Admitimos que as nossas sugestões podem ser realocadas no trabalho de sistematização da nova ou da renovada Declaração de Friburgo, de modo a alcançarem até mais projeção, porém, as consideramos muito importantes no aprimoramento democrático deste honorável documento, que é um farol para a construção das legislações nacionais e subnacionais.

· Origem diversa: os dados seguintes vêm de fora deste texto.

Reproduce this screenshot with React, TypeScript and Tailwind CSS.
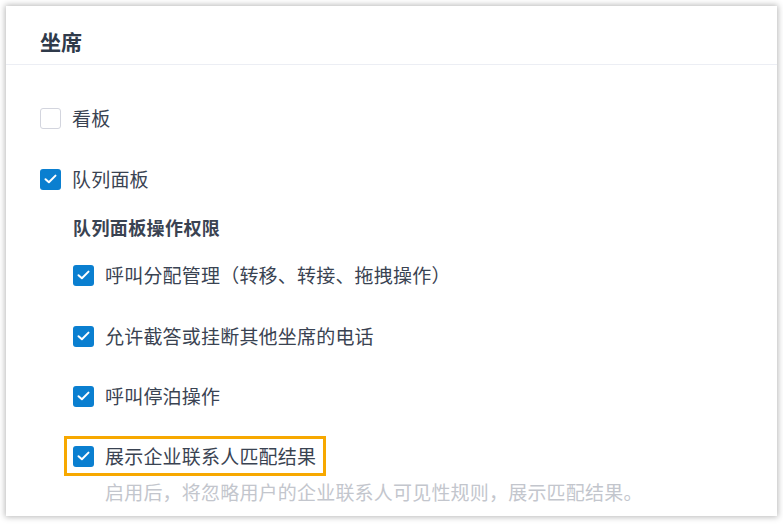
import React from 'react';

const font = { fontFamily: '"Noto Sans CJK SC", "Noto Sans", sans-serif' };

interface CheckProps {
  checked?: boolean;
}

// Square checkbox like the admin console ones
const Check: React.FC<CheckProps> = ({ checked = false }) => {
  if (!checked) {
    return <span className="block w-[21px] h-[21px] shrink-0 rounded-[3px] border border-[#d3d5de] bg-white" />;
  }
  return (
    <span className="flex w-[21px] h-[21px] shrink-0 items-center justify-center rounded-[3px] bg-[#0a7fd0]">
      <svg width="13" height="10" viewBox="0 0 13 10" fill="none">
        <path d="M1.5 5.2 L4.9 8.3 L11.5 1.6" stroke="#fff" strokeWidth="2" strokeLinecap="round" strokeLinejoin="round" />
      </svg>
    </span>
  );
};

interface RowProps {
  checked?: boolean;
  label: string;
  className?: string;
}

const Row: React.FC<RowProps> = ({ checked, label, className = '' }) => (
  <div className={`flex items-center h-[30px] gap-[11px] ${className}`}>
    <Check checked={checked} />
    <span className="text-[19px] leading-[30px] tracking-[0.2px] text-[#3a4352]">{label}</span>
  </div>
);

export default function App() {
  return (
    <div className="w-[783px] h-[524px] bg-white p-[6px] pb-[8px]" style={font}>
      <div className="h-full w-[771px] bg-white shadow-[0_0_6px_1px_rgba(0,0,0,0.28)] flex flex-col">
        {/* Header */}
        <div className="h-[59px] pt-[21px] pl-[34px] border-b border-[#eceef4]">
          <h2 className="text-[21px] leading-[28px] font-bold text-[#2f3a4a]">坐席</h2>
        </div>

        {/* Body */}
        <div className="flex flex-col pl-[34px] pt-[38px]">
          <Row label="看板" />
          <Row checked label="队列面板" className="mt-[31px]" />

          <div className="ml-[33px] flex flex-col">
            <div className="mt-[19px] h-[28px] text-[18px] leading-[28px] tracking-[0.4px] font-bold text-[#3a4352]">队列面板操作权限</div>
            <Row checked label="呼叫分配管理（转移、转接、拖拽操作）" className="mt-[19px]" />
            <Row checked label="允许截答或挂断其他坐席的电话" className="mt-[31px]" />
            <Row checked label="呼叫停泊操作" className="mt-[30px]" />

            <div className="-ml-[9px] mt-[25px] self-start border-[3px] border-[#f7a800] pl-[6px] pr-[7px] py-[2px]">
              <Row checked label="展示企业联系人匹配结果" />
            </div>
            <div className="ml-[32px] mt-[2px] text-[19px] leading-[28px] tracking-[0.2px] text-[#c3c6cd]">
              启用后，将忽略用户的企业联系人可见性规则，展示匹配结果。
            </div>
          </div>
        </div>
      </div>
    </div>
  );
}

Humberto Cunha Filho é Professor de Direitos Culturais nos programas de graduação, mestrado e doutorado da Universidade de Fortaleza (UNIFOR), Presidente de Honra do IBDCult – Instituto Brasileiro de Direitos Culturais, Comentarista do Instituto Observatório do Direito Autoral – IODA e autor, dentre outros, dos livros “Teoria dos Direitos Culturais” (Edições SESC-SP) e “(F)Atos, Política(s) e Direitos Culturais” (Dialética-SP)

Notas e referências:

[1] Recentemente se viu uma feliz exceção a essa prática contumaz, a partir da aprovação congressual das Leis Aldir Blanc 2 e Paulo Gustavo, que demandaram forte mobilização não propriamente social, mas da comunidade cultural interessada, para a derrubada dos vetos presidenciais que foram apostos sobre as duas legislações de fomento à cultura; isso prova a importância da democracia cultural.


[2] Para aprofundar, ver o tópico “O sistema de garantias dos direitos culturais”, no livro “Teoria dos Direitos Culturais: fundamentos e finalidades” (Edições SESC-SP, 2ª ed., 2020), de autoria do signatário.


[3] Para aprofundar, ver o tópico “O princípio da subsidiariedade no Estado federal”, no livro “Patrimônio cultural, democracia e federalismo: comunidade e poder público na seleção dos bens culturais” (Editora Dialética -SP, 2020), de Allan Carlos Moreira Magalhães.